Are there other art mediums that aid in your music creation? How so?
Absolutely, I love cinematography! Sometimes, after watching a really good film, I find myself thinking of lyrics from the perspective of characters within those worlds. It’s like having a conversation with someone outside of myself, but within the realms of my own mind. It’s crazy what you can learn about your life values and perceptions when you take yourself out of your own body, so to speak. The same goes for drawing. It’s not something I do on a daily basis, but sometimes, when I feel my mental blockers building up, I start drawing without any specific direction or vision. Whatever shows up on the page is the truest form of myself in that moment, untainted and unbiased. Just brain vomit, but a tangible piece of myself, nonetheless.
What is a message you would share to musicians that are struggling? What have you learned?

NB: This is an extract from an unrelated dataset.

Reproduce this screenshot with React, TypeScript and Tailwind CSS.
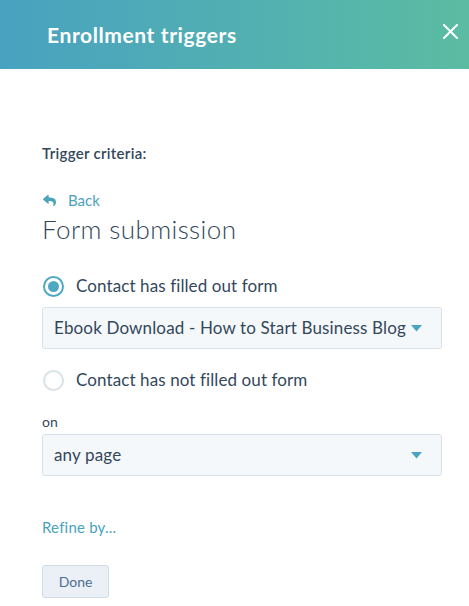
import React from "react";
import { FaReply } from "react-icons/fa";

const Caret = () => (
  <svg width="11" height="7" viewBox="0 0 11 7" className="shrink-0">
    <path d="M0 0 L11 0 L5.5 6.5 Z" fill="#4aa5c0" />
  </svg>
);

const Radio = ({ checked, label }: { checked?: boolean; label: string }) => (
  <div className="flex items-center h-6">
    <span
      className={
        checked
          ? "w-[21px] h-[21px] rounded-full border-2 border-[#4fa8c2] flex items-center justify-center ml-[1px]"
          : "w-[21px] h-[21px] rounded-full border-2 border-[#dbe2e8] ml-[1px]"
      }
    >
      {checked && <span className="w-[11px] h-[11px] rounded-full bg-[#4fa8c2]" />}
    </span>
    <span className="ml-[12px] text-[17px] tracking-[0.1px] text-[#33475b]">{label}</span>
  </div>
);

const Select = ({ value }: { value: string }) => (
  <div className="h-[42px] flex items-center justify-between rounded-[3px] border border-[#d8e1ea] bg-[#f5f8fa] pl-[11px] pr-[19px]">
    <span className="text-[17px] tracking-[0.15px] text-[#33475b]">{value}</span>
    <Caret />
  </div>
);

export default function App() {
  return (
    <div className="w-[469px] h-[606px] bg-white font-['Lato',sans-serif] overflow-hidden">
      <div className="h-[69px] flex items-center justify-between pl-[47px] pr-[11px] bg-gradient-to-r from-[#49a2c0] to-[#5bbca2]">
        <span className="text-white font-bold text-[21px] tracking-[0.6px]">Enrollment triggers</span>
        <svg width="15" height="15" viewBox="0 0 15 15" className="mb-[6px]">
          <path d="M1 1 L14 14 M14 1 L1 14" stroke="white" strokeWidth="2" strokeLinecap="round" />
        </svg>
      </div>
      <div className="pl-[42px] pr-[27px]">
        <div className="mt-[75px] text-[15px] leading-[18px] font-semibold tracking-[0.3px] text-[#33475b]">Trigger criteria:</div>
        <div className="mt-[28px] h-5 flex items-center text-[#4aa2bb]">
          <FaReply className="w-[15px] h-[13px]" />
          <span className="ml-[11px] text-[15px]">Back</span>
        </div>
        <div className="mt-[3px] h-8 flex items-center text-[26px] font-light text-[#33475b] tracking-[0.4px]">Form submission</div>
        <div className="mt-[29px]">
          <Radio checked label="Contact has filled out form" />
        </div>
        <div className="mt-[9px]">
          <Select value="Ebook Download - How to Start Business Blog" />
        </div>
        <div className="mt-[19px]">
          <Radio label="Contact has not filled out form" />
        </div>
        <div className="mt-[21px] text-[14px] leading-[18px] text-[#33475b]">on</div>
        <div className="mt-[3px]">
          <Select value="any page" />
        </div>
        <div className="mt-[41px] h-5 flex items-center text-[15px] tracking-[0.2px] text-[#4aa2bb]">Refine by...</div>
        <div className="mt-[28px]">
          <button className="w-[67px] h-[33px] rounded-[3px] border border-[#cfdbe6] bg-[#eaf0f6] text-[14px] text-[#506e91]">
            Done
          </button>
        </div>
      </div>
    </div>
  );
}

This is a really cool question because I’m still not entirely sure what I’m doing…I’m learning that no one does. Everyone has imposter syndrome…If you’re anything like me, that can evolve into an authenticity complex. Wary to sell our souls to the internet, it proves to be a little painful trying to pave our way into an online space where billions of people are desperate to be influencers of their own kind…If you know who you want to be, be that. The world is craving realness and vulnerability, so lean into it. We’re all creatives, trying to pursue the extensions of ourselves that don’t make any sense until we make them make sense. You are the commander of your own existence and expression, so no one can believe in you if you don’t first believe in yourself.
I’ve personally struggled with anxiety for as long as I can remember, and that’s kept me stagnant and stuck many times. I always believed that if I waited a little longer for my mentality to change, the motivation and inspiration would eventually find their way back into my life…That’s just not true. Motivation does not precede action. Motivation follows action. The more you exercise your creativity, the faster you’ll find your footing, even in the dark.